As Joe was walking through my garage he said, “And I will want to put in wide hallways so that you can use a wheelchair.” Then Lauren said, “Be sure and choose a bathroom vanity that you can roll up to.” Next my son-in-law, Steve, said, “Make sure you get hold bars installed in the shower ” and the TERMITE man said, “Oh yeah, be sure you go ahead and have them install you a RAMP for a WHEELCHAIR!” SERIOUSLY? I know all of those are really good intervention ideas and I acknowledge the wisdom of planning for the future, but all of a sudden I feel really, really OLD. And to think – ALL I WANTED TO DO IS ADD ON A ROOM!
People often quote “Murphy’s Law” which suggests that “Anything that can go wrong will go wrong,” and it is usually used in a tongue-in-cheek manner when they’re hoping against hope that whatever they are attempting really works out far easier, faster, and in a wonderful manner rather than becoming total chaos. Gonna wash the car – it rains. Gonna bake a cake – it falls. Gonna add a room – everything in the house falls apart! Life is just that way. You can be a pessimist and look at life like it is a glass that is half empty. Or, you can look at it and be an optimist who chooses to look at the glass as half full.
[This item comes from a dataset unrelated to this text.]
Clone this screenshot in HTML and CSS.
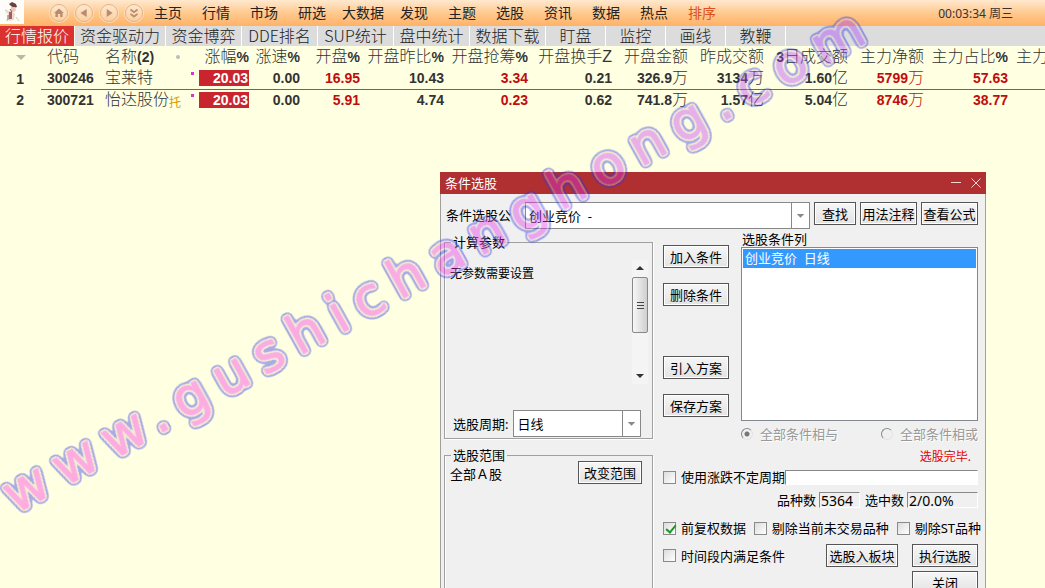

I imagine God has to be the supreme optimist. Just look at His children. Every time one of us goes to the altar or falls on our knees at home asking for forgiveness, God must put a check mark in His tally column of souls WON. Then, WE choose to apply “Murphy’s Law” and God may have to move our check mark to the other side for souls lost. Yet He does not give up on us – any of us. I don’t care what Life throws at us, we must continue to work on keeping ourselves in the right column. That is the only way we can face our final days as my husband faced his – knowing that we are indeed going “HOME” and that God has already added on a room!